There are various theories as to the derivation of the name ” Deloraine.” One, in accord with the local pronunciation of the word—” Delorran,” with the accent on the second syllable —gives its origin as from the Gaelic, ” dal Orain,” the place or land of Orain, who, I understand, was a Celtic saint. There is also the explanation given by the Rev. Dr. Russell of Yarrow, in the Statistical Account of the Parish of 1833. ” In 1503, James IV endowed his Queen, the Lady Margaret of England, with the Forest of Ettrick and Tower of Newark, which had formerly been the dowry of Mary of Guelders. Hence, probably, our two farms of Deloraine (de la reine) received their name, or afterwards perhaps from Mary of Lorraine.” One would prefer to adopt Dr. Russell’s interpretation of the name, but probably the place was called ” Delôrran ” long before the day of any of the historical characters mentioned.

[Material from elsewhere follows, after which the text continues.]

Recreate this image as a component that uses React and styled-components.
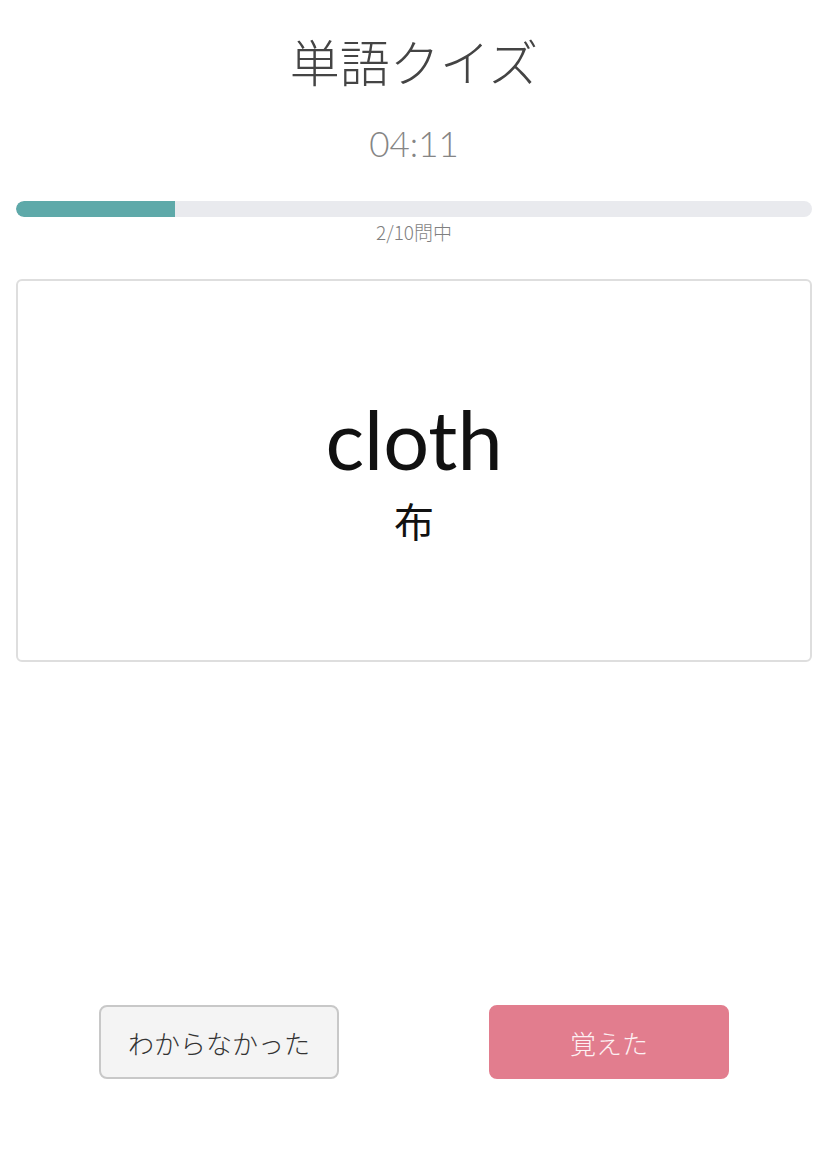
import React from 'react';
import styled, { createGlobalStyle } from 'styled-components';

const GlobalStyle = createGlobalStyle`
  html, body {
    margin: 0;
    padding: 0;
    background: #fff;
  }
  body {
    font-family: Lato, "Noto Sans CJK JP", sans-serif;
  }
`;

const Page = styled.div`
  width: 828px;
  height: 1150px;
  box-sizing: border-box;
  padding: 0 16px;
  display: flex;
  flex-direction: column;
`;

const Title = styled.h1`
  margin: 28px 0 0;
  text-align: center;
  font-family: "Noto Sans CJK JP", sans-serif;
  font-size: 50px;
  font-weight: 300;
  line-height: 64px;
  color: #444;
`;

const Timer = styled.div`
  margin-top: 31px;
  text-align: center;
  font-family: Lato, sans-serif;
  font-size: 35px;
  font-weight: 300;
  line-height: 40px;
  color: #858585;
`;

const ProgressTrack = styled.div`
  margin-top: 38px;
  height: 16px;
  border-radius: 8px;
  background: #e9eaee;
  overflow: hidden;
`;

const ProgressFill = styled.div`
  height: 100%;
  background: #5ea9a9;
  border-radius: 8px 0 0 8px;
`;

const ProgressLabel = styled.div`
  margin-top: 2px;
  text-align: center;
  font-family: "Noto Sans CJK JP", sans-serif;
  font-size: 19px;
  font-weight: 300;
  line-height: 26px;
  color: #7f7f7f;
`;

const Card = styled.div`
  margin-top: 34px;
  height: 383px;
  box-sizing: border-box;
  padding-top: 113px;
  border: 2px solid #dedede;
  border-radius: 6px;
  display: flex;
  flex-direction: column;
  align-items: center;
`;

const Word = styled.div`
  font-family: Lato, sans-serif;
  font-size: 81px;
  font-weight: 400;
  line-height: 90px;
  color: #111;
`;

const Meaning = styled.div`
  margin-top: 10px;
  font-family: "Noto Sans CJK JP", sans-serif;
  font-size: 40px;
  font-weight: 400;
  line-height: 52px;
  color: #111;
`;

const Actions = styled.div`
  margin-top: auto;
  margin-bottom: 71px;
  display: flex;
  justify-content: center;
  gap: 150px;
`;

const Button = styled.button`
  width: 240px;
  height: 74px;
  box-sizing: border-box;
  border-radius: 8px;
  font-family: "Noto Sans CJK JP", sans-serif;
  font-size: 26px;
  font-weight: 300;
  cursor: pointer;
  border: 2px solid ${(p) => (p.$primary ? '#e27d8e' : '#c8c8c8')};
  background: ${(p) => (p.$primary ? '#e27d8e' : '#f4f4f4')};
  color: ${(p) => (p.$primary ? '#fdf1f3' : '#333')};
`;

export default function App() {
  const current = 2;
  const total = 10;
  return (
    <>
      <GlobalStyle />
      <Page>
        <Title>単語クイズ</Title>
        <Timer>04:11</Timer>
        <ProgressTrack>
          <ProgressFill style={{ width: `${(current / total) * 100}%` }} />
        </ProgressTrack>
        <ProgressLabel>{current}/{total}問中</ProgressLabel>
        <Card>
          <Word>cloth</Word>
          <Meaning>布</Meaning>
        </Card>
        <Actions>
          <Button>わからなかった</Button>
          <Button $primary>覚えた</Button>
        </Actions>
      </Page>
    </>
  );
}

Higher still up Ettrick is Tushielaw, with its fragment of a ruined tower, the home in old days of that formidable freebooter Adam Scott, “the king of the Border,” or “king of thieves.” Local tradition tells that he was hanged by James V to the branch of an ash tree that grew within his own castle walls—retributive justice on a man who had himself, in like mariner, sent to their doom so many poor wretches from the branches of that same tree. The ash no longer stands, but in Chambers’ Gazetteer for 1832 there is this note concerning it : ” It is curious to observe that along its principal branches there are yet visible a number of nicks, or hollows, over which the ropes had been drawn wherewith he performed his numerous executions.”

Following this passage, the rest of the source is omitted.